Beides ist wichtig für Studierende, die für längere Zeit ein Zimmer benötigen. Besonders wirksam könnte die Warnung vor einer Bereicherung mit Airbnb und Business-Apartments werden. Es sind veritable Kampfbegriffe gerade in den «linken» Städten, die für den HEV sonst ein steiniger Boden sind. Beides entzieht dem Markt bezahlbare Mietwohnungen.
In Luzern stimmten letztes Jahr fast zwei Drittel für eine Beschränkung von Vermietungen via Airbnb auf 90 Tage pro Jahr, gegen den Widerstand von Stadtregierung und Parlament. Auch Tourismusorte wie Interlaken, St. Moritz und Zermatt klagen, es gebe kaum noch Wohnraum für Einheimische sowie Beschäftigte im Fremdenverkehr.
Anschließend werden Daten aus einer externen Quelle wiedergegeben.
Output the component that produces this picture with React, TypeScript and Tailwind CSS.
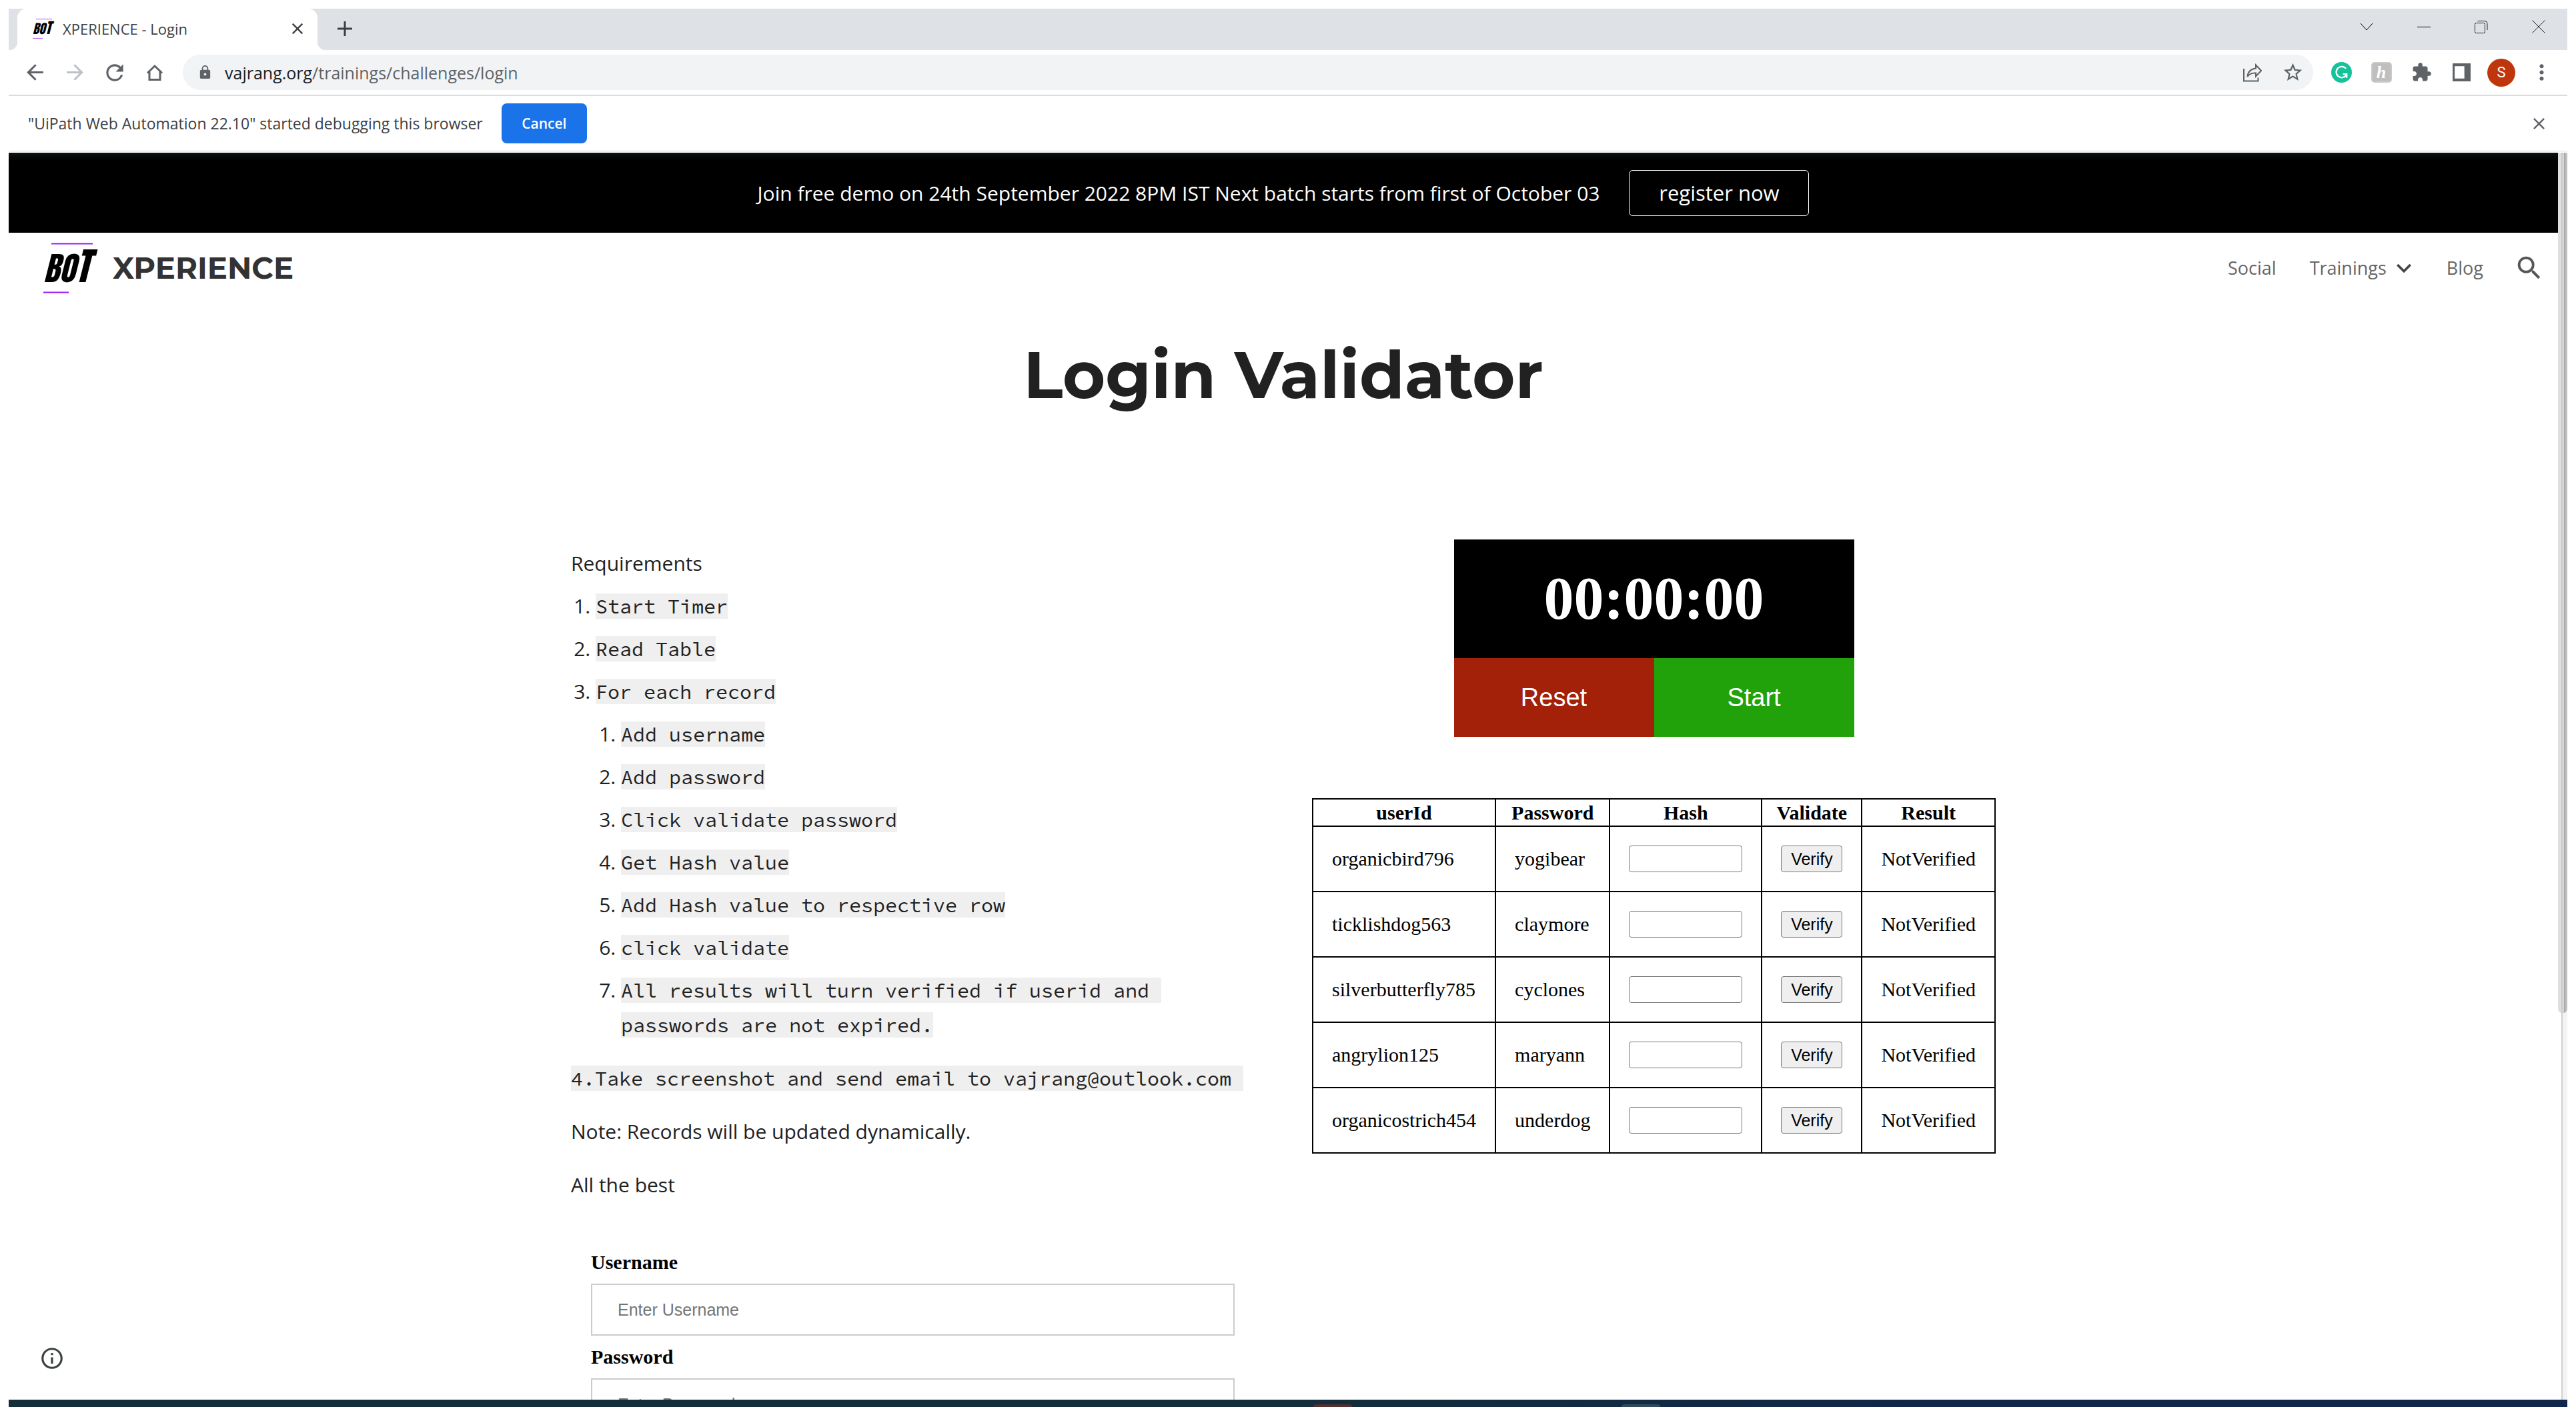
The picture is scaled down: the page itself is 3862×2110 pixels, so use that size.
import { useState } from "react";
import type { ReactNode } from "react";
import {
  MdArrowBack,
  MdArrowForward,
  MdClose,
  MdExpandMore,
  MdExtension,
  MdInfoOutline,
  MdLock,
  MdMoreVert,
  MdRefresh,
  MdSearch,
  MdStarBorder,
} from "react-icons/md";

const sans = "font-['Open_Sans','Noto_Sans',sans-serif]";
const serif = "font-['Liberation_Serif','Times_New_Roman',serif]";
const arial = "font-['Liberation_Sans',Arial,sans-serif]";

const users = [
  { id: "organicbird796", password: "yogibear" },
  { id: "ticklishdog563", password: "claymore" },
  { id: "silverbutterfly785", password: "cyclones" },
  { id: "angrylion125", password: "maryann" },
  { id: "organicostrich454", password: "underdog" },
];

const recordSteps = [
  "Add username",
  "Add password",
  "Click validate password",
  "Get Hash value",
  "Add Hash value to respective row",
  "click validate",
  "All results will turn verified if userid and passwords are not expired.",
];

function BotLogo({ className }: { className: string }) {
  return (
    <svg viewBox="0 0 76 76" className={`overflow-visible ${className}`} role="img" aria-label="BOT">
      <path d="M12 1.5H74" stroke="#9a1bf5" strokeWidth="2" />
      <path d="M0 74.5H38" stroke="#9a1bf5" strokeWidth="2" />
      <text x="0" y="59" fontSize="49" fontFamily="Anton,'Roboto Condensed',sans-serif" fontStyle="italic" fill="#000">
        BO<tspan fontSize="57">T</tspan>
      </text>
    </svg>
  );
}

function IconButton({ label, wide, children }: { label: string; wide?: boolean; children: ReactNode }) {
  return (
    <button
      type="button"
      aria-label={label}
      className={`flex h-[53px] shrink-0 items-center justify-center text-[#5f6368] ${wide ? "w-[86px]" : "w-[60px]"}`}
    >
      {children}
    </button>
  );
}

function TabStrip() {
  return (
    <div className="flex h-[62px] shrink-0 bg-[#dee1e6]">
      <div className="relative ml-[13px] flex w-[450px] items-center rounded-t-[14px] bg-white pr-[16px] pb-[2px] pl-[23px]">
        <span className="absolute bottom-0 -left-[13px] size-[13px] bg-[radial-gradient(circle_at_0_0,transparent_13px,white_14px)]" />
        <span className="absolute -right-[13px] bottom-0 size-[13px] bg-[radial-gradient(circle_at_100%_0,transparent_13px,white_14px)]" />
        <BotLogo className="size-[30px]" />
        <span className="ml-[15px] flex-1 text-[22px] leading-[30px] text-[#3c4043]">XPERIENCE - Login</span>
        <button type="button" aria-label="Close tab" className="text-[#3c4043]">
          <MdClose size={28} />
        </button>
      </div>
      <button type="button" aria-label="New tab" className="ml-[30px] pb-[2px] text-[#3c4043]">
        <svg viewBox="0 0 22 22" className="size-[22px]">
          <path d="M11 1V21M1 11H21" stroke="currentColor" strokeWidth="3" strokeLinecap="round" />
        </svg>
      </button>
      <div className="ml-auto flex">
        <IconButton label="Search tabs" wide>
          <svg viewBox="0 0 20 20" className="size-[20px]" fill="none" stroke="#000">
            <path d="M1 5L10 15L19 5" />
          </svg>
        </IconButton>
        <IconButton label="Minimize" wide>
          <svg viewBox="0 0 20 20" className="size-[20px]" fill="none" stroke="#000">
            <path d="M0 10.500H20" />
          </svg>
        </IconButton>
        <IconButton label="Restore" wide>
          <svg viewBox="0 0 20 20" className="size-[20px]" fill="none" stroke="#222">
            <rect x="0.500" y="4.500" width="15" height="15" rx="2" />
            <path d="M4.500 1.500H15A4 4 0 0 1 19 5.500V15" />
          </svg>
        </IconButton>
        <IconButton label="Close window" wide>
          <svg viewBox="0 0 20 20" className="size-[20px]" fill="none" stroke="#222">
            <path d="M0.500 0.500L19.500 19.500M19.500 0.500L0.500 19.500" />
          </svg>
        </IconButton>
      </div>
    </div>
  );
}

function Toolbar() {
  return (
    <div className="flex h-[69px] shrink-0 items-center border-b-2 border-[#dadce0] px-[9px]">
      <IconButton label="Back">
        <MdArrowBack size={37} />
      </IconButton>
      <IconButton label="Forward">
        <MdArrowForward size={37} className="text-[#bdc1c6]" />
      </IconButton>
      <IconButton label="Reload">
        <MdRefresh size={38} />
      </IconButton>
      <IconButton label="Home">
        <svg viewBox="0 0 26 26" className="size-[26px]" fill="none" stroke="currentColor" strokeWidth="3">
          <path d="M2 13.500L13 3L24 13.500M5 11.500V23.500H21V11.500" />
        </svg>
      </IconButton>
      <div className="mx-[12px] flex h-[53px] flex-1 items-center rounded-full bg-[#f1f3f4] pr-[1px] pl-[22px]">
        <MdLock size={23} className="text-[#5f6368]" />
        <a href="#login" className="ml-[18px] flex-1 text-[25px] leading-[36px] text-[#5f6368]">
          <span className="text-[#202124]">vajrang.org</span>/trainings/challenges/login
        </a>
        <IconButton label="Share this page">
          <svg viewBox="0 0 28 28" className="size-[28px]" fill="none" stroke="currentColor" strokeWidth="2">
            <path d="M1 8V26.500H22.500V21.500" />
            <path d="M19 2.500L27 11L19 19.500V14.500C13 14 9 16 6.500 20C7 13 11 8.500 19 7.500Z" />
          </svg>
        </IconButton>
        <IconButton label="Bookmark this tab">
          <MdStarBorder size={33} />
        </IconButton>
      </div>
      <IconButton label="Grammarly">
        <svg viewBox="0 0 30 30" className="size-[31px]" fill="none">
          <circle cx="15" cy="15" r="15" fill="#15c39a" />
          <path d="M21.500 9.500A8 8 0 1 0 22 19M17 17.500H22.500V23" stroke="#fff" strokeWidth="2.200" />
        </svg>
      </IconButton>
      <IconButton label="Honey">
        <span className="flex size-[31px] items-center justify-center rounded-[5px] border-2 border-[#cbcbcb] bg-[#bfbfbf] font-['Liberation_Serif',serif] text-[26px] leading-none font-bold text-white italic">
          h
        </span>
      </IconButton>
      <IconButton label="Extensions">
        <MdExtension size={31} />
      </IconButton>
      <IconButton label="Side panel">
        <svg viewBox="0 0 26 26" className="size-[27px]">
          <path fill="currentColor" fillRule="evenodd" d="M0 0H26V26H0ZM3 4V22H17V4Z" />
        </svg>
      </IconButton>
      <IconButton label="Profile">
        <span className="flex size-[42px] items-center justify-center rounded-full bg-[#bf360c] font-[Roboto,sans-serif] text-[22px] leading-none text-white">
          S
        </span>
      </IconButton>
      <IconButton label="Menu">
        <MdMoreVert size={37} />
      </IconButton>
    </div>
  );
}

function DebugBar() {
  return (
    <div className="mb-[2px] flex h-[83px] shrink-0 items-center border-b border-[#dadce0] pr-[28px] pl-[29px]">
      <p className="text-[23px] leading-[34px] text-[#3c4043]">
        "UiPath Web Automation 22.10" started debugging this browser
      </p>
      <button
        type="button"
        className="ml-[28px] h-[60px] w-[128px] rounded-[8px] bg-[#1a73e8] text-[21px] leading-[30px] font-semibold text-white"
      >
        Cancel
      </button>
      <button type="button" aria-label="Dismiss" className="ml-auto text-[#5f6368]">
        <MdClose size={29} />
      </button>
    </div>
  );
}

function SiteHeader() {
  return (
    <header>
      <div className="flex h-[120px] items-center justify-center gap-[44px] bg-[linear-gradient(#0e1311,#000_12px)] text-[30px] leading-[45px] text-white">
        <p>Join free demo on 24th September 2022 8PM IST Next batch starts from first of October 03</p>
        <a
          href="#register"
          className="flex h-[69px] w-[270px] items-center justify-center rounded-[6px] border border-white text-[31px]"
        >
          register now
        </a>
      </div>
      <div className="flex h-[106px] items-center pr-[20px] pl-[52px]">
        <a href="#home" className="flex items-center gap-[28px]">
          <BotLogo className="size-[76px]" />
          <span className="font-[Montserrat,Inter,sans-serif] text-[45px] leading-[60px] font-bold text-[#333]">
            XPERIENCE
          </span>
        </a>
        <nav className="ml-auto flex items-center text-[27px] leading-[40px] text-[#666]">
          <a href="#social">Social</a>
          <a href="#trainings" className="ml-[50px] flex items-center gap-[4px]">
            Trainings
            <MdExpandMore size={44} className="text-[#444]" />
          </a>
          <a href="#blog" className="ml-[42px]">
            Blog
          </a>
          <button type="button" aria-label="Search" className="ml-[46px] text-[#555]">
            <MdSearch size={46} />
          </button>
        </nav>
      </div>
    </header>
  );
}

function Code({ children }: { children: ReactNode }) {
  return (
    <code className="bg-[#efefef] box-decoration-clone font-['Source_Code_Pro','Liberation_Mono',monospace] text-[30px] leading-[30px] whitespace-pre-wrap">
      {children}
    </code>
  );
}

function Requirements() {
  return (
    <div className="pt-[10px] text-[30px] leading-[52px] text-[#212121]">
      <p>Requirements</p>
      <ol className="mt-[12px] list-decimal space-y-[12px] pl-[37px]">
        <li>
          <Code>Start Timer</Code>
        </li>
        <li>
          <Code>Read Table</Code>
        </li>
        <li>
          <Code>For each record</Code>
          <ol className="mt-[12px] list-decimal space-y-[12px] pl-[38px]">
            {recordSteps.map((step) => (
              <li key={step}>
                <Code>{step}</Code>
              </li>
            ))}
          </ol>
        </li>
      </ol>
      <p className="mt-[28px]">
        <Code>{"4.Take screenshot and send email to vajrang@outlook.com "}</Code>
      </p>
      <p className="mt-[28px]">Note: Records will be updated dynamically.</p>
      <p className="mt-[28px]">All the best</p>
    </div>
  );
}

function LoginForm() {
  const field = `mt-[15px] mb-[15px] block h-[78px] w-full border-2 border-[#ccc] bg-white px-[38px] text-[25px] text-black placeholder:text-[#757575] ${arial}`;
  const label = `block text-[30px] leading-[34px] font-bold text-black ${serif}`;
  return (
    <form className="mt-[73px] px-[30px]">
      <label htmlFor="username" className={label}>
        Username
      </label>
      <input id="username" type="text" placeholder="Enter Username" className={field} />
      <label htmlFor="password" className={label}>
        Password
      </label>
      <input id="password" type="password" placeholder="Enter Password" className={field} />
    </form>
  );
}

function Timer() {
  return (
    <div className="mx-auto w-[600px]">
      <div
        className={`flex h-[178px] items-center justify-center bg-black text-[90px] leading-[100px] font-bold text-white ${serif}`}
      >
        00:00:00
      </div>
      <div className={`grid h-[118px] grid-cols-2 text-[38px] leading-[44px] text-white ${arial}`}>
        <button type="button" className="bg-[#a32109]">
          Reset
        </button>
        <button type="button" className="bg-[#22a20a]">
          Start
        </button>
      </div>
    </div>
  );
}

function UserTable() {
  const [hashes, setHashes] = useState<Record<string, string>>({});
  const head = "border-2 border-black p-[2px] leading-[35px] font-bold";
  const cell = "border-2 border-black p-[28px] leading-[40px]";
  return (
    <table className={`mx-auto mt-[92px] border-collapse text-[30px] text-black ${serif}`}>
      <thead>
        <tr>
          {["userId", "Password", "Hash", "Validate", "Result"].map((title) => (
            <th key={title} className={head}>
              {title}
            </th>
          ))}
        </tr>
      </thead>
      <tbody>
        {users.map((user) => (
          <tr key={user.id}>
            <td className={cell}>{user.id}</td>
            <td className={cell}>{user.password}</td>
            <td className={cell}>
              <input
                type="text"
                aria-label={`Hash for ${user.id}`}
                value={hashes[user.id] ?? ""}
                onChange={(event) => setHashes({ ...hashes, [user.id]: event.target.value })}
                className={`block h-[40px] w-[170px] rounded-[4px] border border-[#767676] bg-white px-[4px] text-[25px] ${arial}`}
              />
            </td>
            <td className={cell}>
              <button
                type="button"
                className={`block h-[40px] w-[92px] rounded-[4px] border border-[#767676] bg-[#efefef] text-[25px] leading-[30px] ${arial}`}
              >
                Verify
              </button>
            </td>
            <td className={cell}>NotVerified</td>
          </tr>
        ))}
      </tbody>
    </table>
  );
}

function Scrollbar() {
  return (
    <div className="flex w-[14px] shrink-0 justify-end">
      <div className="relative h-full w-[9px] border-l-2 border-[#d0d0d0] bg-[#f3f3f3]">
        <span className="absolute top-0 right-0 h-[69%] w-[14px] rounded-b-[6px] bg-[linear-gradient(to_right,#dfdfdf_5px,#cacaca_5px_7px,#d8d8d8_7px_9px,#a9a9a9_9px_11px,#c0c0c0_11px)]" />
      </div>
    </div>
  );
}

function Taskbar() {
  return (
    <div className="flex h-[11px] shrink-0 items-end gap-[404px] bg-[linear-gradient(to_right,#142e3a_50%,#10264a_75%)] pl-[51%]">
      <span className="h-[4px] w-[58px] rounded-t-[4px] bg-[#532f2f]" />
      <span className="h-[4px] w-[58px] rounded-t-[4px] bg-[#33495a]" />
    </div>
  );
}

export default function App() {
  return (
    <div className={`flex h-screen flex-col bg-white px-[13px] pt-[13px] ${sans}`}>
      <TabStrip />
      <Toolbar />
      <DebugBar />
      <div className="relative flex min-h-0 flex-1 overflow-hidden">
        <div className="min-w-0 flex-1 overflow-hidden">
          <SiteHeader />
          <main>
            <h1 className="mt-[47px] text-center font-[Montserrat,Inter,sans-serif] text-[98px] leading-[120px] font-bold text-[#212121]">
              Login Validator
            </h1>
            <div className="mx-auto mt-[187px] grid max-w-[2136px] grid-cols-2 gap-[86px]">
              <section>
                <Requirements />
                <LoginForm />
              </section>
              <section>
                <Timer />
                <UserTable />
              </section>
            </div>
          </main>
        </div>
        <Scrollbar />
        <button type="button" aria-label="Site information" className="absolute bottom-[43px] left-[46px] text-[#3c4043]">
          <MdInfoOutline size={38} />
        </button>
      </div>
      <Taskbar />
    </div>
  );
}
Viel würde die Untermiet-Vorlage kaum bewirken, denn auch für die Vermieter sind Airbnb und Business-Apartments lukrativ. Das zeigt sich beim Eurovision Song Contest 2025 in Basel. Seit der Zusage durch die SRG seien die Angebote und Preise auf Airbnb in einer Weise explodiert, die Patricia von Falkenstein als «unverschämt» bezeichnete.
Trotzdem oder vielleicht deswegen könnte dies der Untermiete zum Durchbruch verhelfen. Gegen ein unterschiedliches Votum spricht, dass beide Vorlagen miteinander verknüpft werden, von der Ja- wie der Nein-Kampagne. Letztere wird nächste Woche lanciert.